Rows from a dataset of pages and code
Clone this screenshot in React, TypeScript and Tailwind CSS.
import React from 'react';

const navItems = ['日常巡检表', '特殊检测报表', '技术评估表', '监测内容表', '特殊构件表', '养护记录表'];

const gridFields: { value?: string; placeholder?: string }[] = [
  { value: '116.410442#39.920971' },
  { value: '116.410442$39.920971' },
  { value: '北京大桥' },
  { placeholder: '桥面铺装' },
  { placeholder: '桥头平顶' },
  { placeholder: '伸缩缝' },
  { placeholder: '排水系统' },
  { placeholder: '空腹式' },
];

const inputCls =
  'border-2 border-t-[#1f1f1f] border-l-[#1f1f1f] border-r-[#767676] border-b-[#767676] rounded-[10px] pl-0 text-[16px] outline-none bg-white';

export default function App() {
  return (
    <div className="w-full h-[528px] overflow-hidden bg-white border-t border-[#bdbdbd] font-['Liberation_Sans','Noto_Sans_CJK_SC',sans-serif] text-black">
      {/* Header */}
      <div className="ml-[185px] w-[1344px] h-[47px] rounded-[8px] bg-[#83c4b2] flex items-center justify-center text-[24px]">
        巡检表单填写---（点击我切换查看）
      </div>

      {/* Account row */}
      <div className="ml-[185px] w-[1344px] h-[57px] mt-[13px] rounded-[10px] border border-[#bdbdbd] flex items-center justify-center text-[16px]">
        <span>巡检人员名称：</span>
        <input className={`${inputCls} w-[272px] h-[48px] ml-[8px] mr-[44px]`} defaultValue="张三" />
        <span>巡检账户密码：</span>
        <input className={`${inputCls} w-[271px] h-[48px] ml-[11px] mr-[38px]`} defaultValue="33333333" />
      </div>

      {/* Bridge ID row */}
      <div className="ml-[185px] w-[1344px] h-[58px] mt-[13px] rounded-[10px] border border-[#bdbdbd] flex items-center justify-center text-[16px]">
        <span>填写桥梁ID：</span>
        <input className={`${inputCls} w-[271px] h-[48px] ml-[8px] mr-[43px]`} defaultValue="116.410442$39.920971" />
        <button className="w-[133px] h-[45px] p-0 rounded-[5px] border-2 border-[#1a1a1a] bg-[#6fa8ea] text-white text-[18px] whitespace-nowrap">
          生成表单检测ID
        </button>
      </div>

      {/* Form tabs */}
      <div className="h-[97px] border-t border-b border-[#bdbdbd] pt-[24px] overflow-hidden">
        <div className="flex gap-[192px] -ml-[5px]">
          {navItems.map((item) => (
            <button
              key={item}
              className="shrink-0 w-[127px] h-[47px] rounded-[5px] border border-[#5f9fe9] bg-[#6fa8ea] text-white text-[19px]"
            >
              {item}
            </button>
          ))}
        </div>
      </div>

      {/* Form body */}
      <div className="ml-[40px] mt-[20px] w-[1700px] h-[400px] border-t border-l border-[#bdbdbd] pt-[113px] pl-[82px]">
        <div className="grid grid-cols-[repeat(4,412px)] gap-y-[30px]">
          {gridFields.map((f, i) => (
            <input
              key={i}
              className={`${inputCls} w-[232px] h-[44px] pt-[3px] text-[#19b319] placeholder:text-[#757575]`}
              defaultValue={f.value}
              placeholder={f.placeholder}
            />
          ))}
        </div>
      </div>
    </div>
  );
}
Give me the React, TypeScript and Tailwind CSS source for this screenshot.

* WHAT IS EXPECTED
Beginning at the first line above, repeat exactly until the line containing "text-[16px] outline-none bg-white';", which is included.

* OUTPUT FOR THIS EXERCISE
Clone this screenshot in React, TypeScript and Tailwind CSS.
import React from 'react';

const navItems = ['日常巡检表', '特殊检测报表', '技术评估表', '监测内容表', '特殊构件表', '养护记录表'];

const gridFields: { value?: string; placeholder?: string }[] = [
  { value: '116.410442#39.920971' },
  { value: '116.410442$39.920971' },
  { value: '北京大桥' },
  { placeholder: '桥面铺装' },
  { placeholder: '桥头平顶' },
  { placeholder: '伸缩缝' },
  { placeholder: '排水系统' },
  { placeholder: '空腹式' },
];

const inputCls =
  'border-2 border-t-[#1f1f1f] border-l-[#1f1f1f] border-r-[#767676] border-b-[#767676] rounded-[10px] pl-0 text-[16px] outline-none bg-white';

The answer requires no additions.